WHAT TO WORK ON: Reproduce the listing exactly, with no pictures in your copy.

RECORDED DATA:
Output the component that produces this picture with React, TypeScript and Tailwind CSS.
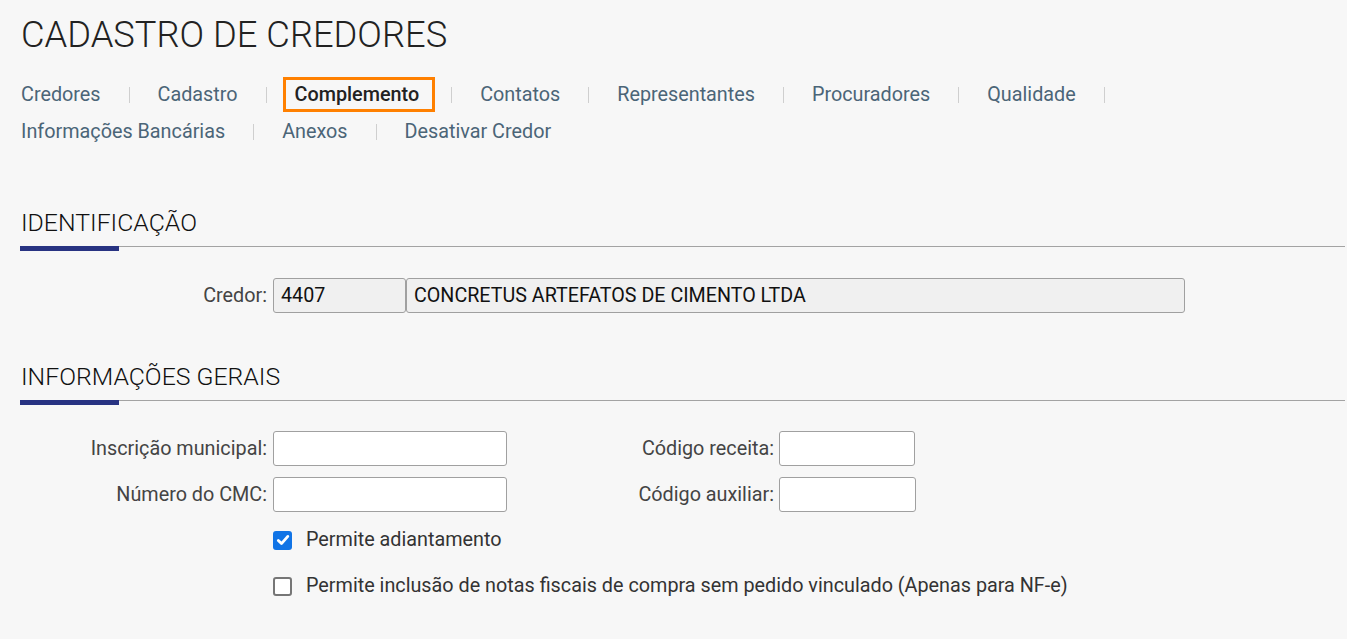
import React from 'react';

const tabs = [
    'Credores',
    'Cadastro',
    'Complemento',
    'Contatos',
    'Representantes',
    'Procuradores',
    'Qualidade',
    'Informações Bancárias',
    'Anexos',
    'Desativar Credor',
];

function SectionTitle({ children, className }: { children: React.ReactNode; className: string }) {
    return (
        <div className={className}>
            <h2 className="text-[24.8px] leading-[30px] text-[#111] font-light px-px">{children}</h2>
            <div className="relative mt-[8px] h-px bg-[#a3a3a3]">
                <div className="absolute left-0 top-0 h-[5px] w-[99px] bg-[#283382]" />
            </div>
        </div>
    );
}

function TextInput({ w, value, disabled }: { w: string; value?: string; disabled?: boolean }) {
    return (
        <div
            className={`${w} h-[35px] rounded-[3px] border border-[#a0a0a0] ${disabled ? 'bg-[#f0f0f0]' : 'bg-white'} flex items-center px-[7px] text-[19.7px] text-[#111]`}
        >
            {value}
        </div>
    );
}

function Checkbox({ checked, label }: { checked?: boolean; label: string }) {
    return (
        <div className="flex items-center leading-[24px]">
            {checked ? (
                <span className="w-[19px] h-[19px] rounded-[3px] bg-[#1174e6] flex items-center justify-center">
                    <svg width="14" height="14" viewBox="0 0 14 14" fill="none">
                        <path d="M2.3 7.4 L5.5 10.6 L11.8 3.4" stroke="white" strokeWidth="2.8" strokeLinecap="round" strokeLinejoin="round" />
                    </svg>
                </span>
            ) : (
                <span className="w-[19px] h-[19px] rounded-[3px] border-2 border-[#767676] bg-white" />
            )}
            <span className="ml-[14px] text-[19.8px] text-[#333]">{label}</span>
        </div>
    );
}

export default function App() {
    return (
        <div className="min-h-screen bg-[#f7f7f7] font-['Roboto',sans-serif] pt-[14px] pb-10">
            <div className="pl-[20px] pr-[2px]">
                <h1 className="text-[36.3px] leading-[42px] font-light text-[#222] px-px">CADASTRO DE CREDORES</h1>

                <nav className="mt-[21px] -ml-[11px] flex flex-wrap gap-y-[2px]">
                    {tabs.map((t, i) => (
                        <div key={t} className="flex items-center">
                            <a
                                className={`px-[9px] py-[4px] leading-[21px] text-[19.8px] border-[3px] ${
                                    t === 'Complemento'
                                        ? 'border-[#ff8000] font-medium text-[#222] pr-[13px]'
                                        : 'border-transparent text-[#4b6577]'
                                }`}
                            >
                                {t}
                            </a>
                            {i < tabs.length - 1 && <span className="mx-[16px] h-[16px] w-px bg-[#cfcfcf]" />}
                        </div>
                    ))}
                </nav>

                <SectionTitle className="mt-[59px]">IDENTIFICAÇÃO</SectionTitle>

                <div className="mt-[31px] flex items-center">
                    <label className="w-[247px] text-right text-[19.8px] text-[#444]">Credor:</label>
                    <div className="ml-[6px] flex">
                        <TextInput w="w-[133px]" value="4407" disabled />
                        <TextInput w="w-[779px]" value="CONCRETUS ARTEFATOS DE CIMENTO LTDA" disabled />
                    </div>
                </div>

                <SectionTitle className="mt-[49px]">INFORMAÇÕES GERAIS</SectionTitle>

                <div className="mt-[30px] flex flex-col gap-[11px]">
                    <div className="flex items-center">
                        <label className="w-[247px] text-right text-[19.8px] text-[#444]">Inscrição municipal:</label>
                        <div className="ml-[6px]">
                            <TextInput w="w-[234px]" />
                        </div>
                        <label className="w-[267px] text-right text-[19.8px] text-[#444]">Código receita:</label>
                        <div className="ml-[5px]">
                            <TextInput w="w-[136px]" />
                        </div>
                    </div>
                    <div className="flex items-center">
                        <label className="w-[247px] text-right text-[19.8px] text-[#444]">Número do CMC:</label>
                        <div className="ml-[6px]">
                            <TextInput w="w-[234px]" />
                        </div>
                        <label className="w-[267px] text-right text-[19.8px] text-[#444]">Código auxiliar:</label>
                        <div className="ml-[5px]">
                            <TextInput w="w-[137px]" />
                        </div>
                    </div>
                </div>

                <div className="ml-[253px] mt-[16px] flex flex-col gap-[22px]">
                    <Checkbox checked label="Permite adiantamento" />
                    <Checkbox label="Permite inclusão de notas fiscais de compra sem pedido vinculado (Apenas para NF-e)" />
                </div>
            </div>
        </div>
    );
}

ANSWER TO THE PROBLEM:
Output the component that produces this picture with React, TypeScript and Tailwind CSS.
import React from 'react';

const tabs = [
    'Credores',
    'Cadastro',
    'Complemento',
    'Contatos',
    'Representantes',
    'Procuradores',
    'Qualidade',
    'Informações Bancárias',
    'Anexos',
    'Desativar Credor',
];

function SectionTitle({ children, className }: { children: React.ReactNode; className: string }) {
    return (
        <div className={className}>
            <h2 className="text-[24.8px] leading-[30px] text-[#111] font-light px-px">{children}</h2>
            <div className="relative mt-[8px] h-px bg-[#a3a3a3]">
                <div className="absolute left-0 top-0 h-[5px] w-[99px] bg-[#283382]" />
            </div>
        </div>
    );
}

function TextInput({ w, value, disabled }: { w: string; value?: string; disabled?: boolean }) {
    return (
        <div
            className={`${w} h-[35px] rounded-[3px] border border-[#a0a0a0] ${disabled ? 'bg-[#f0f0f0]' : 'bg-white'} flex items-center px-[7px] text-[19.7px] text-[#111]`}
        >
            {value}
        </div>
    );
}

function Checkbox({ checked, label }: { checked?: boolean; label: string }) {
    return (
        <div className="flex items-center leading-[24px]">
            {checked ? (
                <span className="w-[19px] h-[19px] rounded-[3px] bg-[#1174e6] flex items-center justify-center">
                    <svg width="14" height="14" viewBox="0 0 14 14" fill="none">
                        <path d="M2.3 7.4 L5.5 10.6 L11.8 3.4" stroke="white" strokeWidth="2.8" strokeLinecap="round" strokeLinejoin="round" />
                    </svg>
                </span>
            ) : (
                <span className="w-[19px] h-[19px] rounded-[3px] border-2 border-[#767676] bg-white" />
            )}
            <span className="ml-[14px] text-[19.8px] text-[#333]">{label}</span>
        </div>
    );
}

export default function App() {
    return (
        <div className="min-h-screen bg-[#f7f7f7] font-['Roboto',sans-serif] pt-[14px] pb-10">
            <div className="pl-[20px] pr-[2px]">
                <h1 className="text-[36.3px] leading-[42px] font-light text-[#222] px-px">CADASTRO DE CREDORES</h1>

                <nav className="mt-[21px] -ml-[11px] flex flex-wrap gap-y-[2px]">
                    {tabs.map((t, i) => (
                        <div key={t} className="flex items-center">
                            <a
                                className={`px-[9px] py-[4px] leading-[21px] text-[19.8px] border-[3px] ${
                                    t === 'Complemento'
                                        ? 'border-[#ff8000] font-medium text-[#222] pr-[13px]'
                                        : 'border-transparent text-[#4b6577]'
                                }`}
                            >
                                {t}
                            </a>
                            {i < tabs.length - 1 && <span className="mx-[16px] h-[16px] w-px bg-[#cfcfcf]" />}
                        </div>
                    ))}
                </nav>

                <SectionTitle className="mt-[59px]">IDENTIFICAÇÃO</SectionTitle>

                <div className="mt-[31px] flex items-center">
                    <label className="w-[247px] text-right text-[19.8px] text-[#444]">Credor:</label>
                    <div className="ml-[6px] flex">
                        <TextInput w="w-[133px]" value="4407" disabled />
                        <TextInput w="w-[779px]" value="CONCRETUS ARTEFATOS DE CIMENTO LTDA" disabled />
                    </div>
                </div>

                <SectionTitle className="mt-[49px]">INFORMAÇÕES GERAIS</SectionTitle>

                <div className="mt-[30px] flex flex-col gap-[11px]">
                    <div className="flex items-center">
                        <label className="w-[247px] text-right text-[19.8px] text-[#444]">Inscrição municipal:</label>
                        <div className="ml-[6px]">
                            <TextInput w="w-[234px]" />
                        </div>
                        <label className="w-[267px] text-right text-[19.8px] text-[#444]">Código receita:</label>
                        <div className="ml-[5px]">
                            <TextInput w="w-[136px]" />
                        </div>
                    </div>
                    <div className="flex items-center">
                        <label className="w-[247px] text-right text-[19.8px] text-[#444]">Número do CMC:</label>
                        <div className="ml-[6px]">
                            <TextInput w="w-[234px]" />
                        </div>
                        <label className="w-[267px] text-right text-[19.8px] text-[#444]">Código auxiliar:</label>
                        <div className="ml-[5px]">
                            <TextInput w="w-[137px]" />
                        </div>
                    </div>
                </div>

                <div className="ml-[253px] mt-[16px] flex flex-col gap-[22px]">
                    <Checkbox checked label="Permite adiantamento" />
                    <Checkbox label="Permite inclusão de notas fiscais de compra sem pedido vinculado (Apenas para NF-e)" />
                </div>
            </div>
        </div>
    );
}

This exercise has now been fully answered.